Renowned mathematician Terence Tao believes AI assistants could transform mathematical research. He sees a shift from individual efforts to large-scale industrial collaboration.
In an interview with The Atlantic, Terence Tao, Professor of Mathematics at UCLA, shared his vision for AI use in mathematical research. He imagines researchers conversing with chatbots to develop and refine ideas.
Tao likens potential AI use in mathematics to chess computers. While AI mastered chess, the game still thrives. Players can now use engines to analyze moves far in advance.
OpenAI's o1 shows promise in this direction, says Tao, but he notes that current AI models fall short of being true research assistants. He compares them to "mediocre, but not completely incompetent" assistants that can handle routine tasks but lack creativity and flexibility.
"One key difference between graduate students and AI is that graduate students learn," Tao explains. AI may temporarily adjust its approach when corrected, but often reverts to previous methods. Each new AI session starts from scratch.
"I'm much more patient with graduate students because I know that even if a graduate student completely fails to solve a task, they have potential to learn and self-correct," Tao says, emphasizing that "AI and humans have such different models for how they learn and solve problems."
Industrial-scale Mathematics
Tao envisions "industrial-scale mathematics" enabled by AI and computer tools. Large teams with AI support could conduct broader, less in-depth research instead of individual mathematicians tackling difficult problems for years. Chatbots could accelerate this by translating natural language into code for proof assistants.

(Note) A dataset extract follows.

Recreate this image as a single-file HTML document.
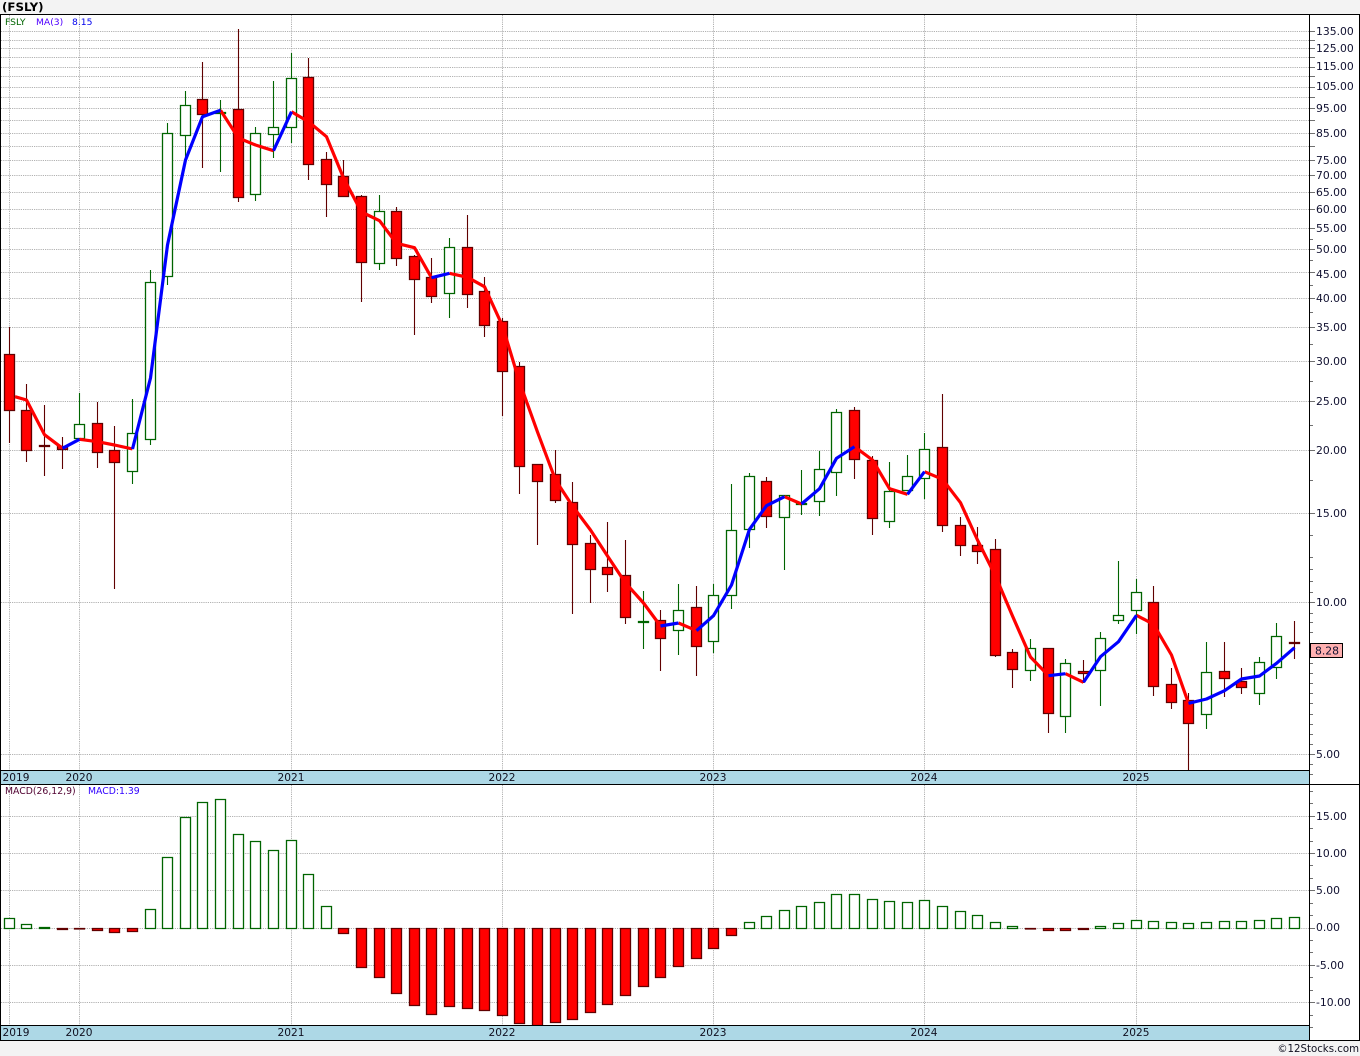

"Instead of narrow, deep mathematics, where an expert human works very hard on a narrow scope of problems, you could have broad, crowdsourced problems with lots of AI assistance that are maybe shallower, but at a much larger scale," Tao says. "And it could be a very complementary way of gaining mathematical insight."
He emphasizes that humans and AI have complementary strengths. Both will always be needed in research. "AI is very good at converting billions of pieces of data into one good answer. Humans are good at taking 10 observations and making really inspired guesses," Tao notes.
AI proves theorem, but humans do it better
University of Pennsylvania mathematics professor Robert Ghrist used GPT-o1-mini to create a complex mathematical proof. After months of testing various models, 01-mini analyzed a faulty proof, identified errors, and generated a new, more elegant proof.
However, Ghrist admits that working with the AI didn't necessarily simplify the process. Another mathematician later showed that the proof could have been much simpler.